---- DATA FOR THIS EXERCISE

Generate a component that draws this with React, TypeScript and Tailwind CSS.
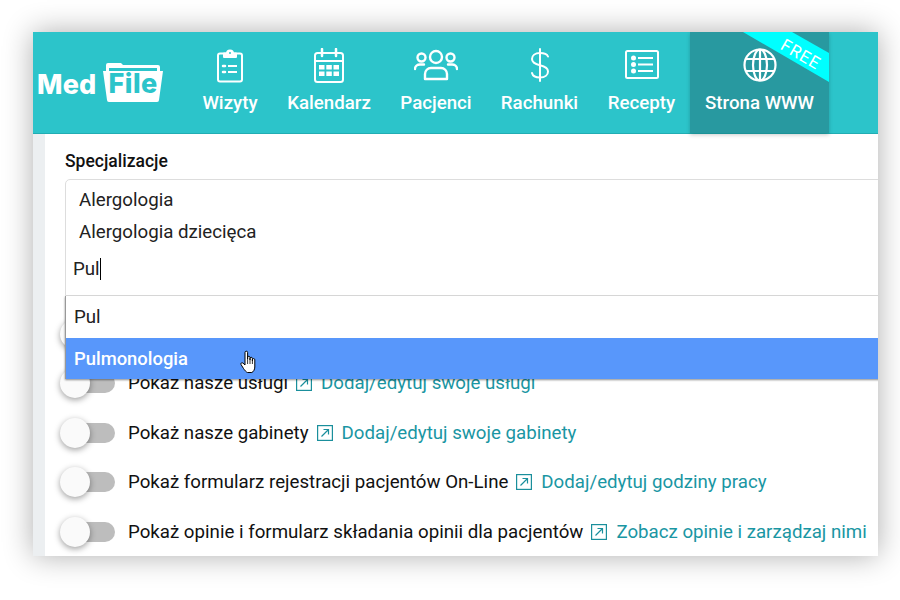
import React from "react";

const ClipboardIcon = () => (
  <svg width="26" height="35" viewBox="0 0 26 35" fill="none" stroke="white" strokeWidth="2" strokeLinejoin="round">
    <rect x="1" y="5.500" width="24" height="28" rx="2" />
    <path d="M7 5.500h3a3 3 0 0 1 6 0h3v3.500H7z" fill="white" />
    <circle cx="13" cy="5" r="1" fill="#2cc4ca" stroke="none" />
    <path d="M11 18h9M11 24h9" />
    <path d="M6 18h2M6 24h2" strokeWidth="2.500" strokeLinecap="round" />
  </svg>
);

const CalendarIcon = () => (
  <svg width="30" height="35" viewBox="0 0 30 35" fill="none" stroke="white" strokeWidth="2">
    <rect x="1" y="5" width="28" height="29" rx="2.500" />
    <path d="M1 13h28" />
    <path d="M8 1v7M22 1v7" strokeLinecap="round" strokeWidth="2.500" />
    <g fill="white" stroke="none">
      <rect x="5" y="17" width="5.500" height="4.500" />
      <rect x="12.300" y="17" width="5.500" height="4.500" />
      <rect x="19.500" y="17" width="5.500" height="4.500" />
      <rect x="5" y="23.500" width="5.500" height="4.500" />
      <rect x="12.300" y="23.500" width="5.500" height="4.500" />
      <rect x="19.500" y="23.500" width="5.500" height="4.500" />
    </g>
  </svg>
);

const PeopleIcon = () => (
  <svg width="44" height="32" viewBox="0 0 44 32" fill="none" stroke="white" strokeWidth="2.400" strokeLinecap="round">
    <circle cx="22" cy="8" r="6" />
    <circle cx="7.500" cy="8.500" r="4" />
    <circle cx="36.500" cy="8.500" r="4" />
    <path d="M11 30v-5a6 6 0 0 1 6-6h10a6 6 0 0 1 6 6v5z" strokeLinejoin="round" />
    <path d="M1 20c0-3 2.500-4.500 5-4.500h4M43 20c0-3-2.500-4.500-5-4.500h-4" />
  </svg>
);

const DollarIcon = () => (
  <svg width="20" height="34" viewBox="0 0 20 34" fill="none" stroke="white" strokeWidth="2" strokeLinecap="round">
    <path d="M10 1v32" />
    <path d="M18 8.500C17 6 14 5 10 5 5 5 2 7.500 2 11c0 4 3.500 5.200 8 6.200s8 2.300 8 6.300c0 3.500-3 6-8 6-4.500 0-7.300-1.500-8-4.500" />
  </svg>
);

const ListIcon = () => (
  <svg width="34" height="30" viewBox="0 0 34 30" fill="none" stroke="white">
    <rect x="1" y="1" width="32" height="27" rx="1.500" strokeWidth="2" />
    <g fill="white" stroke="none">
      <circle cx="8.500" cy="8" r="2.500" />
      <circle cx="8.500" cy="14.500" r="2.500" />
      <circle cx="8.500" cy="21" r="2.500" />
      <rect x="13" y="7" width="15" height="2" />
      <rect x="13" y="13.500" width="15" height="2" />
      <rect x="13" y="20" width="15" height="2" />
    </g>
  </svg>
);

const GlobeIcon = () => (
  <svg width="34" height="34" viewBox="0 0 34 34" fill="none" stroke="white" strokeWidth="2.200">
    <circle cx="17" cy="17" r="15.500" />
    <ellipse cx="17" cy="17" rx="7" ry="15.500" />
    <path d="M17 1.500v31M3 11h28M3 23h28" />
  </svg>
);

const ExternalIcon = () => (
  <svg width="16" height="16" viewBox="0 0 16 16" fill="none" stroke="#1a8f9c" strokeWidth="1.200" className="shrink-0">
    <rect x="0.600" y="0.600" width="14.800" height="14.800" />
    <path d="M4.500 11.500L11.500 4.500M6.500 4.500h5v5" />
  </svg>
);

const HandCursor = () => (
  <svg width="17" height="24" viewBox="0 0 17 24" fill="white" stroke="black" strokeWidth="1" strokeLinejoin="round">
    <path d="M5 12V2.500a1.300 1.300 0 0 1 2.600 0V9l0-1.500a1.200 1.200 0 0 1 2.400 0V10V8.500a1.200 1.200 0 0 1 2.400 0V11V9.800a1.200 1.200 0 0 1 2.400 0V17c0 2.500-1.500 5-3 5.500H7.500C6 22 4.500 20 3.500 18.500L1 14.500c-.6-1.200.9-2.400 2-1.400L5 15z" />
    <path d="M7.600 9v5M10 10v4M12.400 11v3" fill="none" strokeWidth="0.800" />
  </svg>
);

const Toggle = () => (
  <div className="relative w-[55px] h-[30px] shrink-0">
    <div className="absolute left-[15px] right-0 top-[5px] h-[20px] rounded-full bg-[#bdbdbd]" />
    <div className="absolute left-0 top-0 w-[30px] h-[30px] rounded-full bg-[#fafafa] shadow-[0_2px_6px_rgba(0,0,0,0.38)]" />
  </div>
);

const navItems = [
  { label: "Wizyty", icon: <ClipboardIcon />, cls: "w-[84px]" },
  { label: "Kalendarz", icon: <CalendarIcon />, cls: "w-[114px]" },
  { label: "Pacjenci", icon: <PeopleIcon />, cls: "w-[100px]" },
  { label: "Rachunki", icon: <DollarIcon />, cls: "w-[107px]" },
  { label: "Recepty", icon: <ListIcon />, cls: "w-[97px]" },
];

const rows = [
  { text: "Pokaż nasze usługi", link: "Dodaj/edytuj swoje usługi" },
  { text: "Pokaż nasze gabinety", link: "Dodaj/edytuj swoje gabinety" },
  { text: "Pokaż formularz rejestracji pacjentów On-Line", link: "Dodaj/edytuj godziny pracy" },
  { text: "Pokaż opinie i formularz składania opinii dla pacjentów", link: "Zobacz opinie i zarządzaj nimi" },
];

export default function App() {
  return (
    <div className="w-[900px] h-[600px] bg-white pt-[32px] pl-[33px] overflow-hidden font-['Roboto',sans-serif]">
      <div className="w-[845px] h-[524px] bg-white flex flex-col overflow-hidden shadow-[0_0_28px_rgba(0,0,0,0.32)]">
        <nav className="h-[102px] shrink-0 flex bg-[#2cc4ca] border-b border-[#22adb3] text-white">
          <div className="w-[155px] shrink-0 flex items-center pl-[4px] pt-[1px]">
            <span className="font-['Inter',sans-serif] font-extrabold text-[27px] leading-none tracking-[0.2px] mt-[3px]">Med</span>
            <div className="relative w-[62px] h-[40px] ml-[5px] mb-[2px]">
              <svg width="62" height="40" viewBox="0 0 62 40" fill="white">
                <path d="M4 10V3a2 2 0 0 1 2-2h13l2 2h35a2 2 0 0 1 2 2v5h-3V6H7v4z" />
                <path d="M1 9h60l-4 29a2 2 0 0 1-2 2H7a2 2 0 0 1-2-2z" />
              </svg>
              <span className="absolute left-[7px] top-[7px] font-['Inter',sans-serif] font-extrabold text-[27px] leading-[30px] text-[#2cc4ca] tracking-[0.5px]">File</span>
            </div>
          </div>
          {navItems.map((item) => (
            <a key={item.label} className={`${item.cls} shrink-0 flex flex-col items-center`}>
              <div className="h-[36px] mt-[15px] flex items-center justify-center">{item.icon}</div>
              <span className="mt-[8px] text-[18.7px] font-medium leading-[24px] whitespace-nowrap">{item.label}</span>
            </a>
          ))}
          <a className="relative w-[139px] shrink-0 flex flex-col items-center bg-[#2899a0] shadow-[0_2px_4px_rgba(0,0,0,0.2)] overflow-hidden">
            <div className="h-[36px] mt-[15px] flex items-center justify-center"><GlobeIcon /></div>
            <span className="mt-[8px] text-[18.7px] font-medium leading-[24px] whitespace-nowrap">Strona WWW</span>
            <svg className="absolute top-0 left-[53px]" width="86" height="50" viewBox="0 0 86 50" fill="#00ffff">
              <polygon points="0,0 49,0 86,21 86,50" />
            </svg>
            <span className="absolute left-[89px] top-[14px] rotate-[30deg] text-[17px] tracking-[1px] leading-none">FREE</span>
          </a>
        </nav>
        <div className="relative flex-1 flex min-h-0">
          <div className="w-[12px] shrink-0 bg-[#eceff1]" />
          <div className="flex-1 min-w-0 pl-[20px]">
            <div className="mt-[18px] h-[18px] text-[17.5px] font-medium leading-[18px] text-[#111] whitespace-nowrap">Specjalizacje</div>
            <div className="mt-[9px] w-[830px] h-[117px] border border-[#ddd] rounded-tl-[5px] pt-[4px] text-[18.7px] text-[#222]">
              <div className="pl-[13px] h-[32px] leading-[32px]">Alergologia</div>
              <div className="pl-[13px] h-[32px] leading-[32px]">Alergologia dziecięca</div>
              <div className="pl-[7px] mt-[5px] h-[32px] leading-[32px] flex items-center">
                Pul<span className="inline-block w-px h-[22px] bg-black" />
              </div>
            </div>
            <div className="mt-[13.4px] -ml-[5px] flex flex-col text-[18.7px]">
              <div className="h-[49.4px] flex items-center"><Toggle /></div>
              {rows.map((row) => (
                <div key={row.link} className="h-[49.4px] flex items-center whitespace-nowrap">
                  <Toggle />
                  <span className="ml-[13px] text-[#111]">{row.text}</span>
                  <span className="ml-[8px]"><ExternalIcon /></span>
                  <span className="ml-[9px] text-[#1a96a3]">{row.link}</span>
                </div>
              ))}
            </div>
          </div>
          {/* select dropdown lies over the first rows */}
          <div className="absolute left-[32px] top-[162px] w-[830px] bg-white border-l border-[#999] shadow-[0_1px_2px_rgba(0,0,0,0.45)] text-[18.7px]">
            <div className="h-[42px] pl-[8px] leading-[42px] text-[#222]">Pul</div>
            <div className="relative h-[41px] pl-[8px] leading-[41px] bg-[#5897fb] text-white font-medium text-[18.4px]">
              Pulmonologia
              <span className="absolute left-[174px] top-[12px]"><HandCursor /></span>
            </div>
          </div>
        </div>
      </div>
    </div>
  );
}
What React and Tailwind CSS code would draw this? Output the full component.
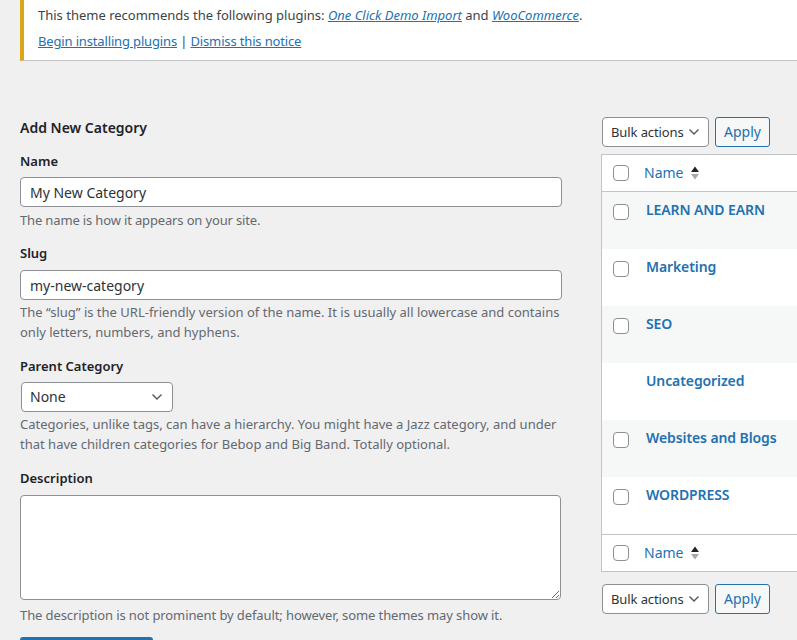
import React from "react";

const rows = [
  { name: "LEARN AND EARN", check: true },
  { name: "Marketing", check: true },
  { name: "SEO", check: true },
  { name: "Uncategorized", check: false },
  { name: "Websites and Blogs", check: true },
  { name: "WORDPRESS", check: true },
];

function Checkbox() {
  return <div className="w-4 h-4 border border-[#8c8f94] rounded-[4px] bg-white shrink-0"></div>;
}

function Chevron() {
  return (
    <svg width="12" height="8" viewBox="0 0 12 8" className="shrink-0">
      <path d="M1.5 1.5 L6 6 L10.5 1.5" fill="none" stroke="#50575e" strokeWidth="1.4" />
    </svg>
  );
}

function SortIcon() {
  return (
    <svg width="10" height="16" viewBox="0 0 10 16" className="ml-[7px]">
      <polygon points="1,7 5,1.5 9,7" fill="#1d2327" />
      <polygon points="1,9 9,9 5,14.5" fill="#a7aaad" />
    </svg>
  );
}

function BulkBar() {
  return (
    <div className="flex gap-[6px]">
      <div className="w-[107px] h-[30px] bg-white border border-[#8c8f94] rounded-[4px] flex items-center justify-between pl-[8px] pr-[8px] text-[13px] tracking-[-0.1px] text-[#2c3338] whitespace-nowrap">
        <span>Bulk actions</span>
        <Chevron />
      </div>
      <div className="w-[55px] h-[30px] bg-[#f6f7f7] border border-[#2271b1] rounded-[3px] flex items-center justify-center text-[14px] text-[#2271b1]">
        Apply
      </div>
    </div>
  );
}

function HeaderRow({ border }) {
  return (
    <div className={"h-[37px] flex items-center pl-[11px] bg-white " + border}>
      <Checkbox />
      <span className="ml-[15px] text-[14px] text-[#2271b1]">Name</span>
      <SortIcon />
    </div>
  );
}

export default function App() {
  return (
    <div className="w-[797px] h-[640px] overflow-hidden bg-[#f0f0f1] font-['Noto_Sans',sans-serif] text-[13px] leading-[20px] text-[#3c434a]">
      {/* plugin notice */}
      <div className="ml-[20px] w-[900px] bg-white border-l-4 border-l-[#dba617] border-b border-b-[#c3c4c7] pl-[14px] pt-[5px] pb-[9px]">
        <p className="text-[#3c434a]">
          This theme recommends the following plugins:{" "}
          <a className="italic underline text-[#2271b1]">One Click Demo Import</a> and{" "}
          <a className="italic underline text-[#2271b1]">WooCommerce</a>.
        </p>
        <p className="mt-[6px] tracking-[-0.15px]">
          <a className="underline text-[#2271b1]">Begin installing plugins</a> |{" "}
          <a className="underline text-[#2271b1]">Dismiss this notice</a>
        </p>
      </div>

      <div className="flex pl-[20px] mt-[56px] gap-[40px]">
        {/* left: add form */}
        <div className="w-[542px] shrink-0">
          <h2 className="text-[14px] font-semibold text-[#1d2327] mt-[1px]">Add New Category</h2>

          <label className="block mt-[13px] font-semibold text-[#1d2327]">Name</label>
          <input
            readOnly
            value="My New Category"
            className="block mt-[6px] w-full h-[30px] bg-white border border-[#8c8f94] rounded-[4px] px-[9px] text-[14px] text-[#2c3338] outline-none"
          />
          <p className="mt-[3px] text-[#646970] tracking-[-0.15px]">The name is how it appears on your site.</p>

          <label className="block mt-[13px] font-semibold text-[#1d2327]">Slug</label>
          <input
            readOnly
            value="my-new-category"
            className="block mt-[7px] w-full h-[30px] bg-white border border-[#8c8f94] rounded-[4px] px-[9px] text-[14px] text-[#2c3338] outline-none"
          />
          <p className="mt-[2px] text-[#646970]">
            The “slug” is the URL-friendly version of the name. It is usually all lowercase and contains only letters, numbers, and hyphens.
          </p>

          <label className="block mt-[14px] font-semibold text-[#1d2327]">Parent Category</label>
          <div className="mt-[6px] ml-[1px] w-[152px] h-[30px] bg-white border border-[#8c8f94] rounded-[4px] flex items-center justify-between pl-[8px] pr-[9px] text-[14px] text-[#2c3338]">
            <span>None</span>
            <Chevron />
          </div>
          <p className="mt-[2px] text-[#646970]">
            Categories, unlike tags, can have a hierarchy. You might have a Jazz category, and under that have children categories for Bebop and Big Band. Totally optional.
          </p>

          <label className="block mt-[14px] font-semibold text-[#1d2327]">Description</label>
          <textarea
            readOnly
            className="block mt-[7px] w-[541px] h-[105px] bg-white border border-[#8c8f94] rounded-[4px] outline-none"
          ></textarea>
          <p className="mt-[5px] text-[#646970] tracking-[-0.1px]">The description is not prominent by default; however, some themes may show it.</p>

          {/* submit button, only its top edge is in view */}
          <button aria-label="Add New Category" className="block mt-[12px] h-[32px] w-[133px] bg-[#2271b1] rounded-[3px]"></button>
        </div>

        {/* right: list table */}
        <div className="w-[400px] shrink-0">
          <BulkBar />
          <div className="mt-[7px] -ml-[1px] border border-[#c3c4c7] bg-white">
            <HeaderRow border="border-b border-b-[#c3c4c7]" />
            {rows.map((r, i) => (
              <div
                key={r.name}
                className={"h-[57px] flex items-start pl-[11px] " + (i % 2 === 0 ? "bg-[#f6f7f7]" : "bg-white")}
              >
                <div className="w-4 mt-[12px]">{r.check && <Checkbox />}</div>
                <span className="ml-[17px] mt-[8px] text-[14px] font-semibold text-[#2271b1] tracking-[-0.1px]">{r.name}</span>
              </div>
            ))}
            <HeaderRow border="border-t border-t-[#c3c4c7]" />
          </div>
          <div className="mt-[12px]">
            <BulkBar />
          </div>
        </div>
      </div>
    </div>
  );
}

--------

Working from the entries above, return all lines that contain "Tailwind".

■ **EXPECTED ANSWER**:
Generate a component that draws this with React, TypeScript and Tailwind CSS.
What React and Tailwind CSS code would draw this? Output the full component.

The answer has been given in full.